Recent research (conducted by one of our organizations, Onside Partners, and supported through grants by the other, the Robert Wood Johnson Foundation) uncovered multiple ways philanthropies can step into the infrastructure arena. Here are a few:
Support efforts to ensure government agencies target funding where needs are greatest. This could involve replicating models such as the Minneapolis Parks and Recreation Board’s Racial Equity Action Plan, which uses a set of key metrics to make racial equity a priority in the funding of local and regional parks and trails, including park staffing, procurement, and upgrades. The goal is to address the legacy of structural racism that gave rise to infrastructure disparities in the Minneapolis area. The plan was created with guidance from the Government Alliance on Race and Equity, a national foundation-funded network that works with local and regional jurisdictions to develop racial-equity projects.
Support efforts that help people of color pursue infrastructure careers and win business contracts. Trade unions and large firms, which are disproportionately led by white men, dominate the infrastructure economy due to a long history of discrimination and exclusion. Onerous contracting processes, tough insurance requirements, and good-old-boy networks put up obstacles to entrepreneurs of color.

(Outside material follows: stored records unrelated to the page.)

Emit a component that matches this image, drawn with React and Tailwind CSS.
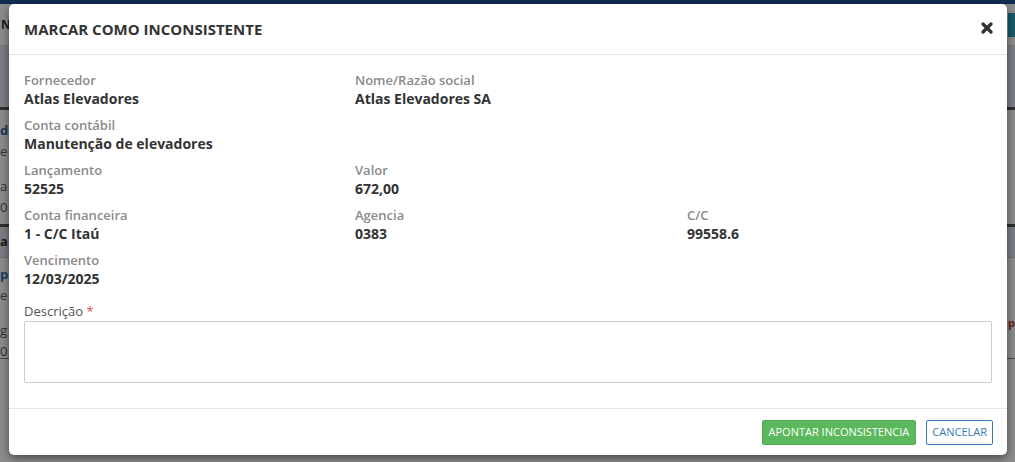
import { X } from 'lucide-react'

function Field({ label, value }) {
  return (
    <div className="mb-[8px]">
      <div className="text-[13px] leading-[18px] font-semibold text-[#8a8a8a]">{label}</div>
      <div className="text-[14px] leading-[19px] font-bold text-[#333]">{value}</div>
    </div>
  )
}

function BackgroundPage() {
  return (
    <div className="flex flex-col h-full text-[13px] text-[#555]">
      <div className="h-[4px] bg-[#1b4f91]" />
      <div className="h-[42px] bg-white border-b border-[#ddd] flex items-center justify-between pl-[1px] pr-0">
        <span className="font-bold text-[12px] text-[#333]">N</span>
        <span className="h-[24px] w-[7px] bg-[#2aa3b8]" />
      </div>
      <div className="h-[61px] bg-[#dfe6f0]" />
      <div className="h-[3px] bg-[#555]" />
      <div className="h-[114px] bg-white flex flex-col pt-[10px] leading-[21px]">
        <span className="font-bold text-[#2f6fb0]">d</span>
        <span>e</span>
        <span className="mt-[14px]">a</span>
        <span>0</span>
      </div>
      <div className="h-[3px] bg-[#555]" />
      <div className="h-[30px] bg-[#dfe6f0] flex items-center font-bold text-[#333]">a</div>
      <div className="h-[1px] bg-[#ccc]" />
      <div className="h-[100px] bg-white flex items-start justify-between pt-[6px] leading-[21px]">
        <div className="flex flex-col">
          <span className="font-bold text-[#2f6fb0]">p</span>
          <span>e</span>
          <span className="mt-[14px]">g</span>
          <span>0</span>
        </div>
        <span className="mt-[48px] font-bold text-[#c0392b] text-[11px]">p</span>
      </div>
      <div className="h-[1px] bg-[#888]" />
      <div className="flex-1 bg-white" />
    </div>
  )
}

export default function App() {
  return (
    <div
      className="relative w-[1015px] h-[462px] overflow-hidden"
      style={{ fontFamily: '"Open Sans", "Liberation Sans", sans-serif' }}
    >
      <BackgroundPage />
      <div className="absolute inset-0 bg-black/45" />

      <div className="absolute left-[9px] top-[4px] w-[998px] h-[451px] bg-white rounded-[5px] shadow-[0_3px_9px_rgba(0,0,0,0.5)] flex flex-col">
        <div className="flex items-center justify-between px-[15px] h-[51px] border-b border-[#e5e5e5]">
          <h4 className="text-[15px] font-bold text-[#333] uppercase leading-[20px]">Marcar como inconsistente</h4>
          <button className="text-[#333] -mt-[2px] -mr-[3px]">
            <X size={16} strokeWidth={5} />
          </button>
        </div>

        <div className="flex-1 px-[15px] pt-[16px]">
          <div className="grid grid-cols-[331px_332px_1fr]">
            <Field label="Fornecedor" value="Atlas Elevadores" />
            <div className="col-span-2">
              <Field label="Nome/Razão social" value="Atlas Elevadores SA" />
            </div>
            <div className="col-span-3">
              <Field label="Conta contábil" value="Manutenção de elevadores" />
            </div>
            <Field label="Lançamento" value="52525" />
            <div className="col-span-2">
              <Field label="Valor" value="672,00" />
            </div>
            <Field label="Conta financeira" value="1 - C/C Itaú" />
            <Field label="Agencia" value="0383" />
            <Field label="C/C" value="99558.6" />
            <div className="col-span-3">
              <Field label="Vencimento" value="12/03/2025" />
            </div>
          </div>

          <div className="mt-[6px]">
            <label className="block text-[13px] leading-[18px] text-[#555] mb-[1px]">
              Descrição <span className="text-[#e74c3c]">*</span>
            </label>
            <textarea className="block w-full h-[62px] border border-[#ccc] rounded-[2px] resize-none outline-none px-[8px] py-[4px] text-[13px]" />
          </div>
        </div>

        <div className="flex justify-end items-center gap-[10px] px-[14px] h-[47px] border-t border-[#e5e5e5]">
          <button className="h-[25px] px-[6px] bg-[#5cb85c] border border-[#4cae4c] rounded-[2px] text-white text-[11px] leading-[16px]">
            APONTAR INCONSISTENCIA
          </button>
          <button className="h-[25px] px-[5px] bg-white border border-[#337ab7] rounded-[2px] text-[#337ab7] text-[11px] leading-[16px]">
            CANCELAR
          </button>
        </div>
      </div>
    </div>
  )
}
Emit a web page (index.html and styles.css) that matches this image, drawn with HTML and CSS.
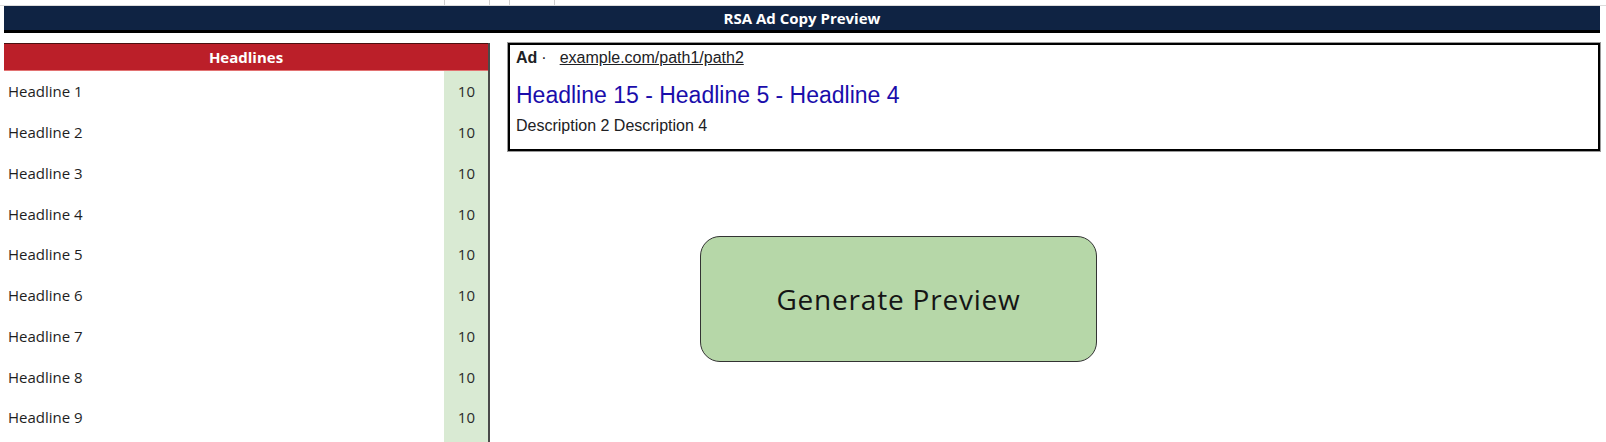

Philanthropies can shore up economic and work-force development programs such as those pioneered in Los Angeles and Oakland, Calif., in partnership with the nonprofit Emerald Cities Collaborative. One such program helps economically disadvantaged high-schoolers get jobs in the infrastructure field by covering the costs of enrollment in community-college courses, providing paid internships, and even paying for work gear. Another Emerald Cities program prepares Black and brown contractors for the opportunity to participate in the types of energy-efficiency retrofit projects that generate billions of dollars in contracting opportunities in California.
Support efforts that bring community members into conversations about redevelopment. Philanthropy can take inspiration from the New Orleans equitable recovery efforts after the city was battered by devastating hurricanes and the largest oil spill in U.S. history. The Greater New Orleans Funders Network — a coalition of local, regional, and national philanthropists — recognized that Black communities were systematically excluded from redevelopment conversations and decisions. To correct historic injustices and incorporate equity into recovery planning and implementation, the Greater New Orleans Funders Network brought together leaders in a cross-section of fields and industries with community members in hard-hit areas. They worked together to determine how to spend recovery dollars; how to incorporate racial equity into development strategies; and how to create opportunities for Black workers and businesses to get jobs and win contracts on local climate and water projects.
Philanthropy has the opportunity to shift dynamics at the intersection of the public, private, and civic arenas to achieve three goals and create robust and equitable infrastructure for all.
First, philanthropy can help shape funding and financing so that infrastructure costs are allocated fairly and all communities have access to affordable capital. This includes using grants and investments to move public and private capital to communities where the need is greatest; promoting equity standards for bond issuers and credit underwriters; and advocating for progressive tax and fee structures.
Second, philanthropy can help government at all levels build the capacity, will, and policies to provide and ensure equitable infrastructure. This could involve funding coalitions to develop federal and state action plans for equitable infrastructure or convening regional and cross-industry partnerships that help improve effectiveness among thinly stretched government officials.
Finally, philanthropy can bolster strategies — such as funding community organizing, improving community participation, and promoting equity targets — to dismantle structural racism in infrastructure development and decision making and to balance power fairly between corporations and communities, the wealthy and low- and moderate-income people, and white people and people of color.
By supporting these goals while prioritizing the people and places forced to navigate the worst of our nation’s public infrastructure, philanthropy can play a vital role in righting the wrongs of racial injustice and laying the foundation for more resilient and healthy communities.